The fix is simple: the moment a player is deemed ‘unfit’ to carry on for the rest of the game, the officials need to allow the injury-struck side to replace him/her with a like-for-like cricketer. The injury replacement will then complete the rest of the game – basically, a concussion substitute with a different name.
The obvious questions will, of course, pop up.. “What if teams misuse this rule? What if teams fake player injuries so that they can replace him with a better, fresher player?”. Indeed, the possibility of teams working their way around the rule cannot be ruled out. But then again, no new rule can and will be perfect. It needs to be first implemented, experimented with, after which the results will need to be extracted and analyzed. Even the DRS, when it was first introduced 12 years ago, was far from perfect. Yet more and more improvements were made with time, thanks to inputs from teams and players. Ultimately, even if a team or two manages to misuse the rule, it will still do more good than harm, for the existing regulations have been killing sides, and in turn the sport.

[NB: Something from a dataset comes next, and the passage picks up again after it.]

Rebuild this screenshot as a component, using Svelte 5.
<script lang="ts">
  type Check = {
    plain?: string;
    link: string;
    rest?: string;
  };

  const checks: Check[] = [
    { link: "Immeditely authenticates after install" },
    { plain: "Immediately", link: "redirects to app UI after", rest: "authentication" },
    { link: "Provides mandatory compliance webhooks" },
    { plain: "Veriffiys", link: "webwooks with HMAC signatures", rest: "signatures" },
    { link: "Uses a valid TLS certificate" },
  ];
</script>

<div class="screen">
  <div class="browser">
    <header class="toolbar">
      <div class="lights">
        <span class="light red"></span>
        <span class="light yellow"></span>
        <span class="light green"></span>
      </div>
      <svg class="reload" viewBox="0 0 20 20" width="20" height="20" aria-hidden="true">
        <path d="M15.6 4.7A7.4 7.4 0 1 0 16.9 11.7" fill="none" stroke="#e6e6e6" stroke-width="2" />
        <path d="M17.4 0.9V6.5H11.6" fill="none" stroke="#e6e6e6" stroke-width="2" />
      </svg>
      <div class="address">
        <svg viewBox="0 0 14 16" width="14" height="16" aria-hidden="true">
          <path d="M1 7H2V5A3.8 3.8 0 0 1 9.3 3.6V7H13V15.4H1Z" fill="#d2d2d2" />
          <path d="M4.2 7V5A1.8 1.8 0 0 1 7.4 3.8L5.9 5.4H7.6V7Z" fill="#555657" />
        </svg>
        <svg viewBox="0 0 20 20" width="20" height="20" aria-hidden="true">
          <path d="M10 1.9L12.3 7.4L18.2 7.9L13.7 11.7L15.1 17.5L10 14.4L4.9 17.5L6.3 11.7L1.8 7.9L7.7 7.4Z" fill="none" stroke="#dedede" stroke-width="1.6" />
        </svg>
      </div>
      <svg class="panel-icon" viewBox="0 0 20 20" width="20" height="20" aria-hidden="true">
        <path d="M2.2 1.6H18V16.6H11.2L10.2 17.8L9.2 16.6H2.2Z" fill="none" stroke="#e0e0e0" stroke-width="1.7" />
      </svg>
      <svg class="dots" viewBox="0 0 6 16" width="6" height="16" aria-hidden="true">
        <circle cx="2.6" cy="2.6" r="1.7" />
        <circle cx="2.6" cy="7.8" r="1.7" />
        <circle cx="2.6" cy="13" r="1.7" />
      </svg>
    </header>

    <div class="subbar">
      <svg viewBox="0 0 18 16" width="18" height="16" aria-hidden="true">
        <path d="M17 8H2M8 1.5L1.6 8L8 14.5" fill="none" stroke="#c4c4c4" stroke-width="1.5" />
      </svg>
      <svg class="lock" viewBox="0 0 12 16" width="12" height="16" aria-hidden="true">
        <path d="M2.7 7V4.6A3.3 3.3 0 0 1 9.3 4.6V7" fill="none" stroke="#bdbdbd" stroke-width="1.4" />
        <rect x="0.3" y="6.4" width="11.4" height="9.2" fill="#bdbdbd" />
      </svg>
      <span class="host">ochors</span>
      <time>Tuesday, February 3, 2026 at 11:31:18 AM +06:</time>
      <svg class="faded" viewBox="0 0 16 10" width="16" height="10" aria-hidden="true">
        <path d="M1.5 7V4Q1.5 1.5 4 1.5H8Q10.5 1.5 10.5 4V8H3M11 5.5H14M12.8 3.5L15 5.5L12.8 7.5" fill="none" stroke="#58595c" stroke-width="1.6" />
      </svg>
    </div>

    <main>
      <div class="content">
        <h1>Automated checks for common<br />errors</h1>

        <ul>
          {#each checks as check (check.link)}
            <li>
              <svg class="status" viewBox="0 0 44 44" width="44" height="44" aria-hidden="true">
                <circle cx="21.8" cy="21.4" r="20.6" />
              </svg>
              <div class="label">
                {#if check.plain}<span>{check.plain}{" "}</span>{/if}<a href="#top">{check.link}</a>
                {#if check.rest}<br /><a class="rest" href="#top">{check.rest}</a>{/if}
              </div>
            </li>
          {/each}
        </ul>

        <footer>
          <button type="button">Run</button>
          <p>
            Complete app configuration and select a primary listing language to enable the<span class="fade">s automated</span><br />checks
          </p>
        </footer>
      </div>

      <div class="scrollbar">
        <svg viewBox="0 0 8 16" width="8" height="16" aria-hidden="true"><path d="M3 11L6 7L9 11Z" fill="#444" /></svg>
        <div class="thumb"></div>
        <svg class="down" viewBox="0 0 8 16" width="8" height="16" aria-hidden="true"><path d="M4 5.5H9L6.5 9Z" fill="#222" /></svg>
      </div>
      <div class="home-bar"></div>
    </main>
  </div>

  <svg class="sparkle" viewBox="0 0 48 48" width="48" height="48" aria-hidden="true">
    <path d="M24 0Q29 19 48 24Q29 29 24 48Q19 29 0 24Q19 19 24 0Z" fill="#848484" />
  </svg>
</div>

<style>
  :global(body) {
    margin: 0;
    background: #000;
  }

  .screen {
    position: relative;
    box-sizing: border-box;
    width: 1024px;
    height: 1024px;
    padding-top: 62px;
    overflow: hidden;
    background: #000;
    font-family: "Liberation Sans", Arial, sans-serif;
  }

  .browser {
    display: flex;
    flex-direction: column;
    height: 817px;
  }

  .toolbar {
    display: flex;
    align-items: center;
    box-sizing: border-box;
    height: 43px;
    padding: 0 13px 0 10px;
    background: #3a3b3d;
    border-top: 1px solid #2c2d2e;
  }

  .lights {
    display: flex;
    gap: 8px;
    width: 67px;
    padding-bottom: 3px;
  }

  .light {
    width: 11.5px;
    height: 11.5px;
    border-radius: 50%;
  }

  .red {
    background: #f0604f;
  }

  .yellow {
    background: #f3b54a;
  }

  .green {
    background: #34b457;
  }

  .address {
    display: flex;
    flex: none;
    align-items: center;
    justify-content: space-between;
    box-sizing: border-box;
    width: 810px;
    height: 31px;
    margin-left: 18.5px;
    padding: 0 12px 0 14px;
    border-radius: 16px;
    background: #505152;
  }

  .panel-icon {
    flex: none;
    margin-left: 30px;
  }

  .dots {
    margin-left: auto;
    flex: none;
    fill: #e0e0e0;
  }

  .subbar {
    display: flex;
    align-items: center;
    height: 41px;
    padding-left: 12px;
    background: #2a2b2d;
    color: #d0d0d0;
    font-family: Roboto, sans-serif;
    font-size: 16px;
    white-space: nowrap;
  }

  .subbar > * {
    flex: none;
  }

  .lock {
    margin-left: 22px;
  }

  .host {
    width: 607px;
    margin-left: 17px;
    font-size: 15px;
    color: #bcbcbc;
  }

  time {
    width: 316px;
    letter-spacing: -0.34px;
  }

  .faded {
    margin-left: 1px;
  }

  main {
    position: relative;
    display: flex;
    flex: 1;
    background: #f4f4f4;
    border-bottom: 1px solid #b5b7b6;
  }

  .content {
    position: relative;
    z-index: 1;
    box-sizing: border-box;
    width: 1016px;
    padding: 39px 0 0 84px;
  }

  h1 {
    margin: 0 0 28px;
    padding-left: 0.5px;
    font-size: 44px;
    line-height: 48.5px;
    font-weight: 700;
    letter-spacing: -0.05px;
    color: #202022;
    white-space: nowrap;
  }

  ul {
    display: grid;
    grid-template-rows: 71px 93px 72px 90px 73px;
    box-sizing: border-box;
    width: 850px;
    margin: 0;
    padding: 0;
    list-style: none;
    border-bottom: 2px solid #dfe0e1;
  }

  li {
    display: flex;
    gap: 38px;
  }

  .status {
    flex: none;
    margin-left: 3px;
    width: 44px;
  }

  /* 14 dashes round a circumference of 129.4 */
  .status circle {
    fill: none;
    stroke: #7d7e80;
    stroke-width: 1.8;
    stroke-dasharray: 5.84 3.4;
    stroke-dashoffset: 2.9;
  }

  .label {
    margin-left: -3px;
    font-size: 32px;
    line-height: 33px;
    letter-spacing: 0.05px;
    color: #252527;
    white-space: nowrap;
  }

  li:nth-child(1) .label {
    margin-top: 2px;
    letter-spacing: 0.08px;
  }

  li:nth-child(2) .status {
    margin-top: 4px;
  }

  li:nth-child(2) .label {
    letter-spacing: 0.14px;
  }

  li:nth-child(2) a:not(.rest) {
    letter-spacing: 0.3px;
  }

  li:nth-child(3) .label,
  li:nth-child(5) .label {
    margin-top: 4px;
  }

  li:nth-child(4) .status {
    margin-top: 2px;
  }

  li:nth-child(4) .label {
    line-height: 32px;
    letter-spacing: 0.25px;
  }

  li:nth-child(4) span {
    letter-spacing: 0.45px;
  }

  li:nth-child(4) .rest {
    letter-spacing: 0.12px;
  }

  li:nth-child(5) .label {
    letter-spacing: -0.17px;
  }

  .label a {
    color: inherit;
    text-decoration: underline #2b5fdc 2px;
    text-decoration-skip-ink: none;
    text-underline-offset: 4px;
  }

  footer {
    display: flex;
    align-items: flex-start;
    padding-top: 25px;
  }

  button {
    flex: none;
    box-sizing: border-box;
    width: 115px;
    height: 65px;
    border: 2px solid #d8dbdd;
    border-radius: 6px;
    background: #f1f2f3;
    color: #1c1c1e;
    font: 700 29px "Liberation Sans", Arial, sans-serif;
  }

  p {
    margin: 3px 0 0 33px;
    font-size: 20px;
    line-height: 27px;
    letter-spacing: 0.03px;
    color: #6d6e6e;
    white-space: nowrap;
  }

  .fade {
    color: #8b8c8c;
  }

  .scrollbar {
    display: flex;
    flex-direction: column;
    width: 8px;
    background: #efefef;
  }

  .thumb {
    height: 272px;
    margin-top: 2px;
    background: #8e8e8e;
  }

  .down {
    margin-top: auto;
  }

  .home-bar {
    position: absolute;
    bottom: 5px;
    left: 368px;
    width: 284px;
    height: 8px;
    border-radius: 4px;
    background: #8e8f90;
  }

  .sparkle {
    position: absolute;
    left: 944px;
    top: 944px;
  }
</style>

Right from scrapping the boundary-countback rule to giving the authority to third umpires to call no-balls, the ICC have been reactive with their rule changes in recent times. If they were waiting for disaster to strike, it just did in Centurion, where the Lankans have been falling like a pack of cards. Maybe, just maybe after one more reactionary rule change, we will finally be able to read and interpret scorecards as they are, without giving an ounce of importance to the context.